_WRITTEN REQUEST_. Select and copy out every line in the records containing "this".

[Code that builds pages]
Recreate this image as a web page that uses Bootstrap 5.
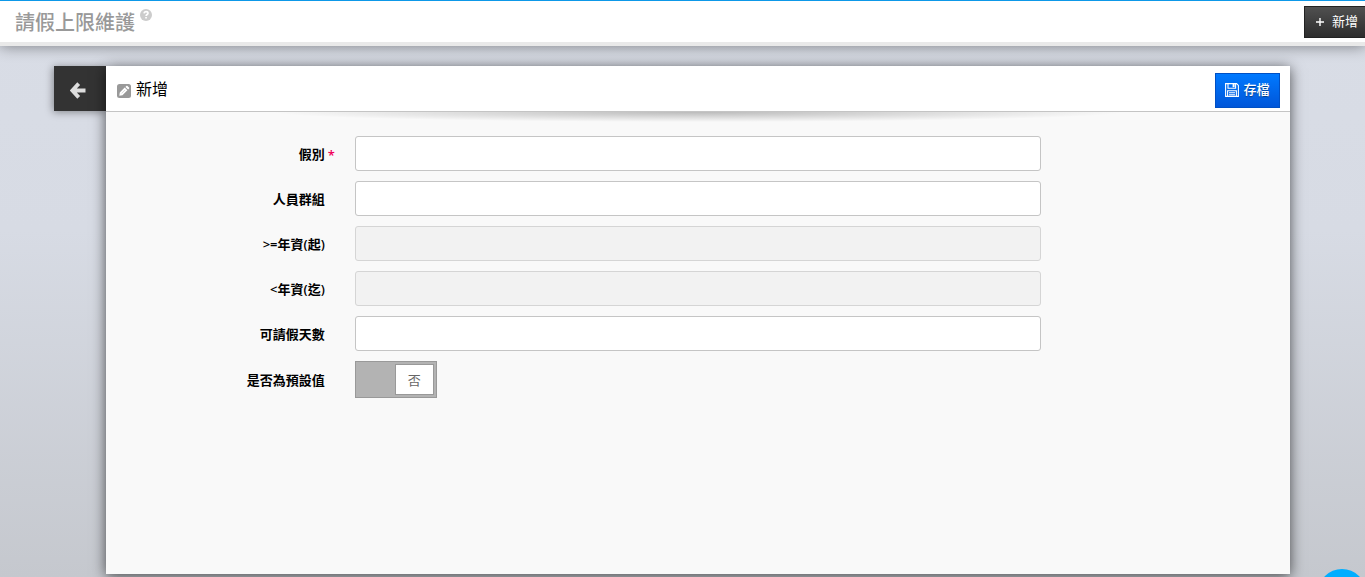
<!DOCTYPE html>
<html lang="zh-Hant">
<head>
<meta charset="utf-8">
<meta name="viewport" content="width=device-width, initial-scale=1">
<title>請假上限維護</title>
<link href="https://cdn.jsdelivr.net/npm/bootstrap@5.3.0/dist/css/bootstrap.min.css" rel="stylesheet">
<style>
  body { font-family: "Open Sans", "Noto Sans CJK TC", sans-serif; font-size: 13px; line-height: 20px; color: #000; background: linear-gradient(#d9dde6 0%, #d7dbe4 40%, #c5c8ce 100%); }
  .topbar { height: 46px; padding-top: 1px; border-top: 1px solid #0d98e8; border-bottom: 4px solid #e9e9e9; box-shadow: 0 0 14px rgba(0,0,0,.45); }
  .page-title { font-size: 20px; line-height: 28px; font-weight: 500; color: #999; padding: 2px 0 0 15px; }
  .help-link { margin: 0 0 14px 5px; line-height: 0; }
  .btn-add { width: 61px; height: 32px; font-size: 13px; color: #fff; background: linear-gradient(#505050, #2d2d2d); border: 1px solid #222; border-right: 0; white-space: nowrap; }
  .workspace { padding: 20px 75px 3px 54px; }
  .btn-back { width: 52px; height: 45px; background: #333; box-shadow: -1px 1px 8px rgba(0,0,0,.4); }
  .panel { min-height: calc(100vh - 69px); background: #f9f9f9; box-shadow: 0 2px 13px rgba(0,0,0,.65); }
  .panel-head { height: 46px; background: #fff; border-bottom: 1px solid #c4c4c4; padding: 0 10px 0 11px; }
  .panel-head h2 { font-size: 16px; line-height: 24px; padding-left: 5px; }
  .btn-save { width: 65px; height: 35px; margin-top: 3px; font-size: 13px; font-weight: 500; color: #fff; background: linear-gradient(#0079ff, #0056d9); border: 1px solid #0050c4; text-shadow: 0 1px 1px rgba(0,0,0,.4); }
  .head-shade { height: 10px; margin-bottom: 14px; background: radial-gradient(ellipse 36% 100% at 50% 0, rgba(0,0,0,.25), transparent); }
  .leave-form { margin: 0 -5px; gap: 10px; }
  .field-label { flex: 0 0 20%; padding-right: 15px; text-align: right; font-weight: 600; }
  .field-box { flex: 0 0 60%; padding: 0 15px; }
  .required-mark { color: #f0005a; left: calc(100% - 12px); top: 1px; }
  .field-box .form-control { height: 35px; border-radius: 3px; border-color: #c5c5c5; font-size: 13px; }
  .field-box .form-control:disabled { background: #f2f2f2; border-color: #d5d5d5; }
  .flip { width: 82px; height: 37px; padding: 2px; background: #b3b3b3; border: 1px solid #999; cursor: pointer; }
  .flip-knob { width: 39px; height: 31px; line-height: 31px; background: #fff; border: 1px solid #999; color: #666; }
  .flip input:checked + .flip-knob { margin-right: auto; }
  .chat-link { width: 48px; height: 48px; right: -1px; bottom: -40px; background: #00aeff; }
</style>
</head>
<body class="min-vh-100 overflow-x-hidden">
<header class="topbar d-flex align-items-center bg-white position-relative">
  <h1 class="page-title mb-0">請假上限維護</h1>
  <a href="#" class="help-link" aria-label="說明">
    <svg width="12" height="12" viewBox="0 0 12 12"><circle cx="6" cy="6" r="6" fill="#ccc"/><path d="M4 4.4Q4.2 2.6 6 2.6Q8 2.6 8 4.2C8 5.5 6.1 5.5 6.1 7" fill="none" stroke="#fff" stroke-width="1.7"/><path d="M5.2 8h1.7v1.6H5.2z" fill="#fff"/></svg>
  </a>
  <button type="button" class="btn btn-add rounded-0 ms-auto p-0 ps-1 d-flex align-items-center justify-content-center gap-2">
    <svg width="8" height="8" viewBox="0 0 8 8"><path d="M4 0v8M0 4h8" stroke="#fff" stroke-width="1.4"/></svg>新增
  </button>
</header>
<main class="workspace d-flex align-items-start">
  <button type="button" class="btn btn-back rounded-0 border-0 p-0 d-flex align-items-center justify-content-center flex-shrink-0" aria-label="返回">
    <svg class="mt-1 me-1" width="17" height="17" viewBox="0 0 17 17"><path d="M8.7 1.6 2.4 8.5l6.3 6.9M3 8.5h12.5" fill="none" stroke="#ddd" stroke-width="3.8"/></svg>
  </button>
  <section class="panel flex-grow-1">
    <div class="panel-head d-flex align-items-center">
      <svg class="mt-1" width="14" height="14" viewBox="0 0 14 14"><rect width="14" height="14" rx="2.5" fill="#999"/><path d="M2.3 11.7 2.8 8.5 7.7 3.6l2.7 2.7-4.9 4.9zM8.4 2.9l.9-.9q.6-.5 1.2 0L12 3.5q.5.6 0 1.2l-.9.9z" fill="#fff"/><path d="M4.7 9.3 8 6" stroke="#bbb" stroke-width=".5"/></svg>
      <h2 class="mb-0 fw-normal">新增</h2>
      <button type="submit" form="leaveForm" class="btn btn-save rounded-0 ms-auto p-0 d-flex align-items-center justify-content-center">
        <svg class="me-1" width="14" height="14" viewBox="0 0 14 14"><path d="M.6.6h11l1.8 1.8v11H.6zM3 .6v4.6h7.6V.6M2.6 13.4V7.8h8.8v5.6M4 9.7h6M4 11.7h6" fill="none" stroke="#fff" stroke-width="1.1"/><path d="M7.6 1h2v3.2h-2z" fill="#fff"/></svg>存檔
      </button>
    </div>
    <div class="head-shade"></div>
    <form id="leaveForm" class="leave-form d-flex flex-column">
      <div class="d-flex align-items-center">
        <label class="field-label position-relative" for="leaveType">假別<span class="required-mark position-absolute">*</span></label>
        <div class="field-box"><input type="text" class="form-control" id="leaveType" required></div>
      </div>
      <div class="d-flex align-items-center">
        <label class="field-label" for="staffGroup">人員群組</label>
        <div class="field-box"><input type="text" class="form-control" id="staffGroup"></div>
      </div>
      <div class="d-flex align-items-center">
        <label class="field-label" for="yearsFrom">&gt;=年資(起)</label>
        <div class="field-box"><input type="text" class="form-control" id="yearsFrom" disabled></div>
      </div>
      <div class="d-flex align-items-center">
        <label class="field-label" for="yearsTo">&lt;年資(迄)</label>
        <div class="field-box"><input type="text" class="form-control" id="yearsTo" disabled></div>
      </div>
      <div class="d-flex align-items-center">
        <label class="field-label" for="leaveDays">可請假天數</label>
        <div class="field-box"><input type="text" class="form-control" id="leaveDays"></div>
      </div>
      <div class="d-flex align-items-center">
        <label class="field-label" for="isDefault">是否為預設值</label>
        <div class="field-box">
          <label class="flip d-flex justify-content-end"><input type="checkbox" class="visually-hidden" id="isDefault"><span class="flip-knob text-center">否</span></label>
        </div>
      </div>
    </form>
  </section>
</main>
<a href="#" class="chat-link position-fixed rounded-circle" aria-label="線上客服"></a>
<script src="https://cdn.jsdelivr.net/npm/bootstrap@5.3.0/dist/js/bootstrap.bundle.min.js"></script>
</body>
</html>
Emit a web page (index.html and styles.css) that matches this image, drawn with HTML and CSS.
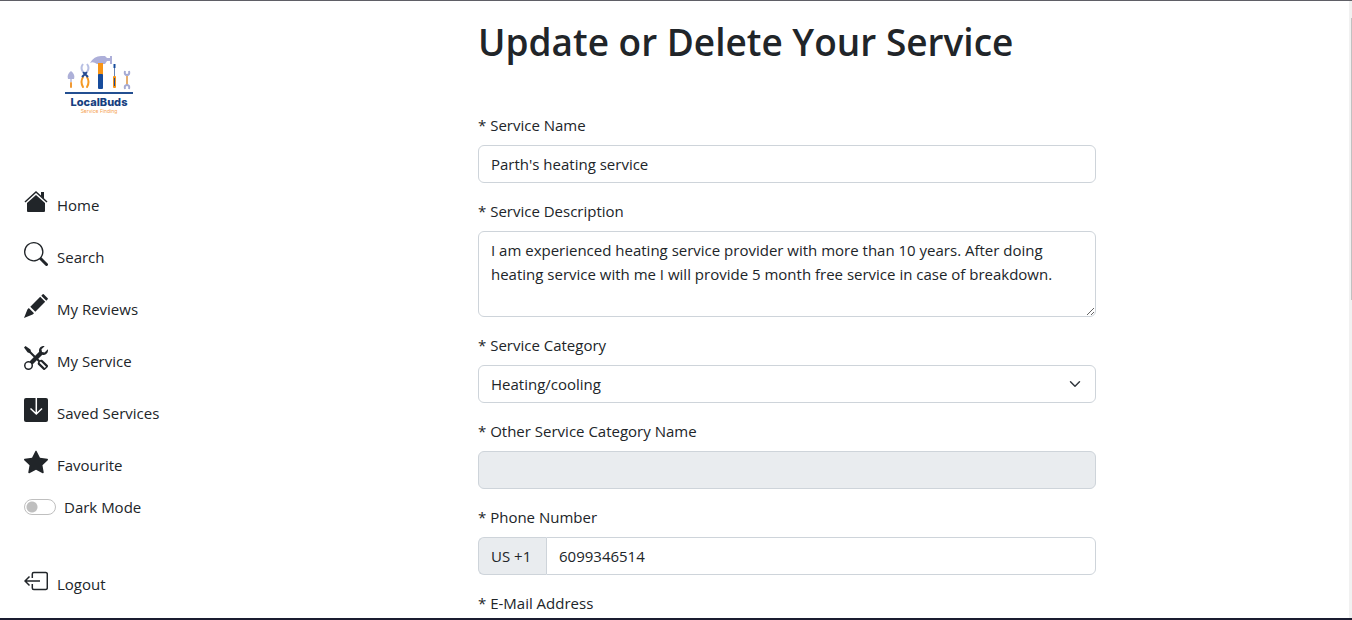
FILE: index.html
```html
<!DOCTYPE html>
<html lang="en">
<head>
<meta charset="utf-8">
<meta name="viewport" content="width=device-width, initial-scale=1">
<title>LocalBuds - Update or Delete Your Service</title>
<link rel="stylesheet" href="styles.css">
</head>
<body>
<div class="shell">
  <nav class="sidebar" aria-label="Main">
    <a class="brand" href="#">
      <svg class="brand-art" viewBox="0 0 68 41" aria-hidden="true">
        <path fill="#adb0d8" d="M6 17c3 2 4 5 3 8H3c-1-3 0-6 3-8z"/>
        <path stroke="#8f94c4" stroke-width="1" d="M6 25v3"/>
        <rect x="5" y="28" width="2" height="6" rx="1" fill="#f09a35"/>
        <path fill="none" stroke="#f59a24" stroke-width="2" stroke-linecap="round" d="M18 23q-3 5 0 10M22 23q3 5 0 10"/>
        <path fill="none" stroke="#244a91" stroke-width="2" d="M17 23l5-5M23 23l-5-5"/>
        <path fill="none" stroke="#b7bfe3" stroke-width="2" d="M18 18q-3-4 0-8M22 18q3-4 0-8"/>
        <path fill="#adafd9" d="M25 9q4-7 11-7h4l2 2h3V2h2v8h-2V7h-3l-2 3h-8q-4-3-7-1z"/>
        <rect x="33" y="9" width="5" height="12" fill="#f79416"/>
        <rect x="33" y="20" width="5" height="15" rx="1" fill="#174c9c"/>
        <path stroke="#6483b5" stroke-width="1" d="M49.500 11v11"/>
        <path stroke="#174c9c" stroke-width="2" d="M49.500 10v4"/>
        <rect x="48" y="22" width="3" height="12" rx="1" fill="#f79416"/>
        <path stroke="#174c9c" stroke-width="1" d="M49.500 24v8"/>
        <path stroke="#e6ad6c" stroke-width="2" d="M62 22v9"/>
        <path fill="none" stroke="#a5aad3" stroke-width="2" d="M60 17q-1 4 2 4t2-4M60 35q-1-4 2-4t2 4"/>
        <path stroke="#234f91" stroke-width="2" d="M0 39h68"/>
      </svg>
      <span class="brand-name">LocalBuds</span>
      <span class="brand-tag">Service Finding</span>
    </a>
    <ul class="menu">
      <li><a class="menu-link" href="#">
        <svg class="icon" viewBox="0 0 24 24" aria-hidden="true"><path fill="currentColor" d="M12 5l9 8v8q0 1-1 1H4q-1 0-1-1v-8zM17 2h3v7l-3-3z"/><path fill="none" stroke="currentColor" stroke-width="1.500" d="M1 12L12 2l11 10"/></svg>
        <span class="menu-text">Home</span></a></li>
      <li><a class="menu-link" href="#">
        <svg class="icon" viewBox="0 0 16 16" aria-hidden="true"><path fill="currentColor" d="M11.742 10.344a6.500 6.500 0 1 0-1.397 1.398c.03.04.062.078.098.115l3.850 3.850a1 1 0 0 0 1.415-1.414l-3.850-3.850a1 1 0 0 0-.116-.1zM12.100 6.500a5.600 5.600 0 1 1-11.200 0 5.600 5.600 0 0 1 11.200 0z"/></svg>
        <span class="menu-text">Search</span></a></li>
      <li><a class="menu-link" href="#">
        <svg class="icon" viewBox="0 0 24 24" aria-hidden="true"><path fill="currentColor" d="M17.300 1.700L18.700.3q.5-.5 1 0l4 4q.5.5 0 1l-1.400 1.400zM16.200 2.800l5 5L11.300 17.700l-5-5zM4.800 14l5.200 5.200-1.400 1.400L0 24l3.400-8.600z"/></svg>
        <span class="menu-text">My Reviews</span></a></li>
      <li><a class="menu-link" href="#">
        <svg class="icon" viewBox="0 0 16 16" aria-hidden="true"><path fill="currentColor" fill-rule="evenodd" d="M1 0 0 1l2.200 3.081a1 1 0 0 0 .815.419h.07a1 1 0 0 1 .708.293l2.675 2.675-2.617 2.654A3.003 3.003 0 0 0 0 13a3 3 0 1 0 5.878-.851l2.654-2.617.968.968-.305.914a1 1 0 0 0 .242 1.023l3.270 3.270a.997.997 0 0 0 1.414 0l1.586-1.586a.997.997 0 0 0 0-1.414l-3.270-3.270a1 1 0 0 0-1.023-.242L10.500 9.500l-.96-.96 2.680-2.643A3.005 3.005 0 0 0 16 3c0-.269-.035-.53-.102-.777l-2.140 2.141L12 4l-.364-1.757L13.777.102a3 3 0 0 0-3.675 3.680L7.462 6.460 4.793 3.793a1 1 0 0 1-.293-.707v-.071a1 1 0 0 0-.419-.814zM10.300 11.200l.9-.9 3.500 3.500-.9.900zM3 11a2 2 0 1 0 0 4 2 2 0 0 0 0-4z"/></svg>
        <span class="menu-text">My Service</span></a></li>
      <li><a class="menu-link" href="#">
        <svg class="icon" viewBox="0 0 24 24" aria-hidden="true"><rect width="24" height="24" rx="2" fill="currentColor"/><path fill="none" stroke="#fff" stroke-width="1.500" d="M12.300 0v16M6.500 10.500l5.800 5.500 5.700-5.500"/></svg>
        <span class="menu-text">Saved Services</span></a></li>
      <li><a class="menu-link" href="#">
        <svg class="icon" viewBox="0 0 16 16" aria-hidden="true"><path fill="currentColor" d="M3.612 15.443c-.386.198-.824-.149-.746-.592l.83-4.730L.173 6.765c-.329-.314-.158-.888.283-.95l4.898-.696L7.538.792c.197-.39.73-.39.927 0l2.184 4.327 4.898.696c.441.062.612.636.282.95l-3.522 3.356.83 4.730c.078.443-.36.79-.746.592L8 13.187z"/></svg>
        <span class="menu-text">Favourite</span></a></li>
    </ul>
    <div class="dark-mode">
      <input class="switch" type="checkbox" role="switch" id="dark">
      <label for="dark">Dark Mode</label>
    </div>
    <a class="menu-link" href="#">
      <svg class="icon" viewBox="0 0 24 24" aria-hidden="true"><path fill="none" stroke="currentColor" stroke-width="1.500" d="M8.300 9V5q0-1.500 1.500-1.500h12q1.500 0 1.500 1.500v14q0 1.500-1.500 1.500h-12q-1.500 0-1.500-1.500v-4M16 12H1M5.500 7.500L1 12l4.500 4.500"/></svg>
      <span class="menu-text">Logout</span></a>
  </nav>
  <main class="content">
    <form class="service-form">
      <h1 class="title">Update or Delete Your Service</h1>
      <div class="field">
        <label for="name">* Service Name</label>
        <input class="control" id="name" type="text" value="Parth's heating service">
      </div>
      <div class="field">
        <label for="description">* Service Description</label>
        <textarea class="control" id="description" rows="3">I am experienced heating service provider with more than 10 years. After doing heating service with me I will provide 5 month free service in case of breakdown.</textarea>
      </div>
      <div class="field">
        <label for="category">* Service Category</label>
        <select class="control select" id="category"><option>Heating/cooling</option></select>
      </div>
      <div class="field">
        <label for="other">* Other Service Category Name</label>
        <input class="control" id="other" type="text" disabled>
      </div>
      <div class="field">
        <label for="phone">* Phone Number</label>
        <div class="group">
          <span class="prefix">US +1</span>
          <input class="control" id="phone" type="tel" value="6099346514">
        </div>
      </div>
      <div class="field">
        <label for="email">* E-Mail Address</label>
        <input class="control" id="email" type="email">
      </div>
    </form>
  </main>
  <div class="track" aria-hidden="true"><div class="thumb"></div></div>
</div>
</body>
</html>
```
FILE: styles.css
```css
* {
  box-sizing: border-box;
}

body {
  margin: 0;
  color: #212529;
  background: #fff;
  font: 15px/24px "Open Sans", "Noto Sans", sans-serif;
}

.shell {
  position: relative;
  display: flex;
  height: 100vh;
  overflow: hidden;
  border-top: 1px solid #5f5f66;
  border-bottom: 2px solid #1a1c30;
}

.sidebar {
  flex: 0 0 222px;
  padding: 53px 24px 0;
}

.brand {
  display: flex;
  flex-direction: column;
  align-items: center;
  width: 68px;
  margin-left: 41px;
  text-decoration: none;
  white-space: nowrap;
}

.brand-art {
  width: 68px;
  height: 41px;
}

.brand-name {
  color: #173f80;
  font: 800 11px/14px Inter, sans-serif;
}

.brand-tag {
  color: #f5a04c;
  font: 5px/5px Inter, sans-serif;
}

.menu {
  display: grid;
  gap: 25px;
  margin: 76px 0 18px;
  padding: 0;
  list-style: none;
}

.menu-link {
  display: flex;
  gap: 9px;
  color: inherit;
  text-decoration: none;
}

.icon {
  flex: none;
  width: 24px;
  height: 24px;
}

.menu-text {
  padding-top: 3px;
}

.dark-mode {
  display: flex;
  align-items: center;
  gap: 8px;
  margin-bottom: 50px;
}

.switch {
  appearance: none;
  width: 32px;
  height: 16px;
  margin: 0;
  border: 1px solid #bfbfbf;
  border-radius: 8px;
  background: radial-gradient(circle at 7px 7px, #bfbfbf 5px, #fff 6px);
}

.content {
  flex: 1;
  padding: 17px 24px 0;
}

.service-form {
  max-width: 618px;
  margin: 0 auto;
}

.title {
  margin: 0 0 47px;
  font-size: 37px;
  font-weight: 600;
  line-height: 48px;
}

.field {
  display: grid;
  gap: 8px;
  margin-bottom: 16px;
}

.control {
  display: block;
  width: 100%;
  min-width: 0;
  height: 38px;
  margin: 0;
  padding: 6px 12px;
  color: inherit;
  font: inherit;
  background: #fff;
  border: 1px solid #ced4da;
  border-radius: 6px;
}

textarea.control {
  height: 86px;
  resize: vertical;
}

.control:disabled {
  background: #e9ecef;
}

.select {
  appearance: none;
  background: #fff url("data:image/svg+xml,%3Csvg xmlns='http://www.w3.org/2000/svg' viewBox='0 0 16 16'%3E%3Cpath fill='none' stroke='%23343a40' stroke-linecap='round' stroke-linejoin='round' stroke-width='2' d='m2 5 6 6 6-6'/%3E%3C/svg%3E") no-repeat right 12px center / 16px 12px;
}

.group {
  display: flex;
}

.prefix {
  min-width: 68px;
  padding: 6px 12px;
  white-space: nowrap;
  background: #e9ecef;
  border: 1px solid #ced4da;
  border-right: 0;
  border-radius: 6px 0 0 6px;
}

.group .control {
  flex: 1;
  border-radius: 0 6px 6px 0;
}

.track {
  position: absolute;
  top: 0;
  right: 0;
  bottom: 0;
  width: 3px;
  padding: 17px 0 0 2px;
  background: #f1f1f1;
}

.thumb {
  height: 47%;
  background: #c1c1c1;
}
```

_FINAL RESULT_.
Recreate this image as a web page that uses Bootstrap 5.
Emit a web page (index.html and styles.css) that matches this image, drawn with HTML and CSS.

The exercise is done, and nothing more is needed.